In each of the above cases, the founding father in question wrote or said the second of the two possibilities. How many did you correctly identify? Did you feel tricked, because each was similar in meaning to the first option? But the other options were not just trick questions to no purpose. Each one of them comes from a current candidate for President — the only one whose positions are anywhere near those of our founders.

Each of the "wrong" choices is from Ron Paul. Each is completely consistent with the views of our founders and hugely different from anyone else running.

So why have most people barely heard of Ron Paul, despite the fact that he has been reelected to the House of Representatives many times, without ever abandoning his principles? Because the media ignores him. That is primarily because he is not near the front of the freebie-promising, money-raising or political-endorsement horse races. But adhering to our founding principles means that he cannot compete in those arenas of clout, bought with the promise of benefits to be extracted at other Americans' expense.

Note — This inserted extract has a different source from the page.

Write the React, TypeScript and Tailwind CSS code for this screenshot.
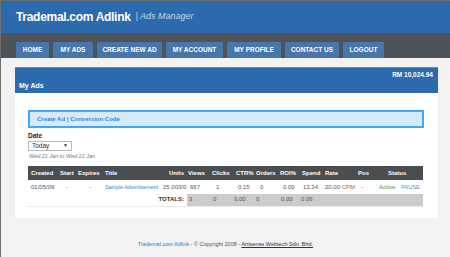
const tabs = [
  { label: 'HOME', w: 'w-[33px]' },
  { label: 'MY ADS', w: 'w-[40px]' },
  { label: 'CREATE NEW AD', w: 'w-[65px]' },
  { label: 'MY ACCOUNT', w: 'w-[57px]' },
  { label: 'MY PROFILE', w: 'w-[54px]' },
  { label: 'CONTACT US', w: 'w-[54px]' },
  { label: 'LOGOUT', w: 'w-[41px]' },
];

const columns = [
  { name: 'Created', w: 'w-[30px]', head: 'pl-[3px]' },
  { name: 'Start', w: 'w-[18px]', head: 'pl-[2px]' },
  { name: 'Expires', w: 'w-[27px]', head: 'pl-[2px]' },
  { name: 'Title', w: 'w-[60px]', head: 'pl-[2px]' },
  { name: 'Units', w: 'w-[24px]', head: 'text-right pr-[3px]' },
  { name: 'Views', w: 'w-[23px]', head: 'pl-[1px]' },
  { name: 'Clicks', w: 'w-[23px]', head: 'pl-[2px]' },
  { name: 'CTR%', w: 'w-[21px]', head: 'pl-[3px]' },
  { name: 'Orders', w: 'w-[24px]', head: 'pl-[2px]' },
  { name: 'ROI%', w: 'w-[22px]', head: 'pl-[2px]' },
  { name: 'Spend', w: 'w-[23px]', head: 'pl-[2px]' },
  { name: 'Rate', w: 'w-[29px]', head: 'pl-[2px]' },
  { name: 'Pos', w: 'w-[23px]', head: 'pl-[6px]' },
  { name: 'Status', w: 'w-[48px]', head: 'pl-[13px]' },
];

const totals = [
  { v: '3', pad: 'pl-[2px]' },
  { v: '0', pad: 'pl-[3px]' },
  { v: '0.00', pad: 'pl-[1px]' },
  { v: '0', pad: 'pl-[2px]' },
  { v: '0.00', pad: 'pl-[3px]' },
  { v: '0.06', pad: 'pl-[1px]' },
];

export default function App() {
  return (
    <div className="w-[450px] h-[257px] overflow-hidden bg-[#f2f2f2] border-t border-l border-[#6f6f6f] font-['Liberation_Sans',Arial,sans-serif]">
      <div className="h-[32px] bg-[#2c6aae] flex items-center pl-[15px] pb-[1px]">
        <span className="text-white font-bold text-[12px] tracking-[-0.3px]">Trademal.com Adlink</span>
        <span className="ml-[5px] text-[#c9d6e6] italic text-[9px]">| Ads Manager</span>
      </div>

      <div className="h-[25px] bg-[#4d5357] flex items-end gap-[4px] pl-[15px]">
        {tabs.map((t) => (
          <div
            key={t.label}
            className={`${t.w} h-[16px] bg-[#4676aa] text-white font-bold text-[6.5px] flex items-center justify-center`}
          >
            {t.label}
          </div>
        ))}
      </div>

      <div className="pt-[9px] pl-[14px] w-[437px]">
        <div className="h-[26px] bg-[#2c6aae] border-t border-[#5d8cc0] flex flex-col justify-between px-[4px] py-[3px] text-white font-bold">
          <div className="text-right text-[6.5px] leading-[8px] pr-[1px]">RM 10,024.94</div>
          <div className="text-[7px] leading-[8px]">My Ads</div>
        </div>

        <div className="bg-white h-[125px] pt-[17px] pl-[13px] pr-[14px]">
          <div className="h-[18px] bg-[#d6eafc] border-2 border-[#3fa9f5] flex items-center pl-[7px] text-[6px] font-bold text-[#2f86d6]">
            Create Ad | Conversion Code
          </div>

          <div className="mt-[4px] text-[6.5px] font-bold text-[#222] leading-[8px]">Date</div>
          <div className="mt-[1px] w-[44px] h-[10px] border border-[#bbb] flex items-center justify-between px-[3px] text-[6.5px] text-[#333]">
            <span>Today</span>
            <span className="text-[5px]">▼</span>
          </div>
          <div className="mt-[2px] italic text-[5.5px] text-[#777] leading-[7px] pl-[1px]">Wed 21 Jan to Wed 21 Jan</div>

          <table className="mt-[6px] table-fixed border-collapse w-[395px] text-[6px]">
            <colgroup>
              {columns.map((c) => (
                <col key={c.name} className={c.w} />
              ))}
            </colgroup>
            <thead>
              <tr className="h-[14px] bg-[#4a4e50] text-white font-bold">
                {columns.map((c) => (
                  <th key={c.name} className={`p-0 font-bold whitespace-nowrap text-left ${c.head}`}>
                    {c.name}
                  </th>
                ))}
              </tr>
            </thead>
            <tbody className="text-[#555]">
              <tr className="h-[14px] whitespace-nowrap">
                <td className="pl-[3px]">01/05/09</td>
                <td className="pl-[8px]">-</td>
                <td className="pl-[13px]">-</td>
                <td className="pl-[2px] text-[#2f8ee0] text-[5.5px] tracking-[-0.1px] overflow-hidden">Sample Advertisement</td>
                <td className="text-right pr-[1px]">25,003/0</td>
                <td className="pl-[3px]">667</td>
                <td className="pl-[6px]">1</td>
                <td className="pl-[5px]">0.15</td>
                <td className="pl-[6px]">0</td>
                <td className="pl-[5px]">0.00</td>
                <td className="pl-[3px]">13.34</td>
                <td className="pl-[2px]">
                  20.00 <span className="text-[#b3603e]">CPM</span>
                </td>
                <td className="pl-[9px]">-</td>
                <td className="pl-[4px]">
                  <span className="text-[#3f9b3f]">Active</span>
                  <span className="ml-[6px] text-[#3b9be0] text-[5.5px]">PAUSE</span>
                </td>
              </tr>
              <tr className="h-[12px] whitespace-nowrap border-b border-[#ececec]">
                <td colSpan={5} className="text-right pr-[3px] font-bold text-[#333]">
                  TOTALS:
                </td>
                {totals.map((t, i) => (
                  <td key={i} className={`bg-[#cccccc] ${t.pad}`}>
                    {t.v}
                  </td>
                ))}
                <td colSpan={3} className="bg-[#cccccc]" />
              </tr>
            </tbody>
          </table>
        </div>
      </div>

      <div className="mt-[22px] text-center text-[5.5px] text-[#555]">
        <span className="text-[#2f7fd0]">Trademal.com Adlink</span> - © Copyright 2008 -{' '}
        <span className="underline text-[#333]">Artisense Webtech Sdn. Bhd.</span>
      </div>
    </div>
  );
}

Some in the media also dismiss Dr. Paul as "Dr. No," for his consistent opposition to Congressional acts not warranted in the Constitution, or "extreme," or "not in the mainstream." Of course, who do you know that is even remotely satisfied with the results those in the mainstream are giving us?

More importantly, he is only an extremist in the same way that those who first thought through, sought out and fought for Americans' liberty were extremists. The only real differences are that they began "the land of the free" and he is trying to preserve it; they were establishing precedents of individual rights and liberty never before seen and he is trying to maintain them, as enshrined in our founding documents. He has spent his political career dedicated to protecting citizens' rights from government abuse, carrying out the primary purpose of our Constitution.

Few days pass without several Presidential candidates proposing to buy votes by violating the principles of the Declaration of Independence and the Constitution our founders pledged their lives, their liberties and their sacred honor for. Ron Paul doesn't. That hardly disqualifies him from a job—protecting and defending the Constitution of the United States — only he actually promises to do. After all, if he could not be elected, neither could any of our founding fathers.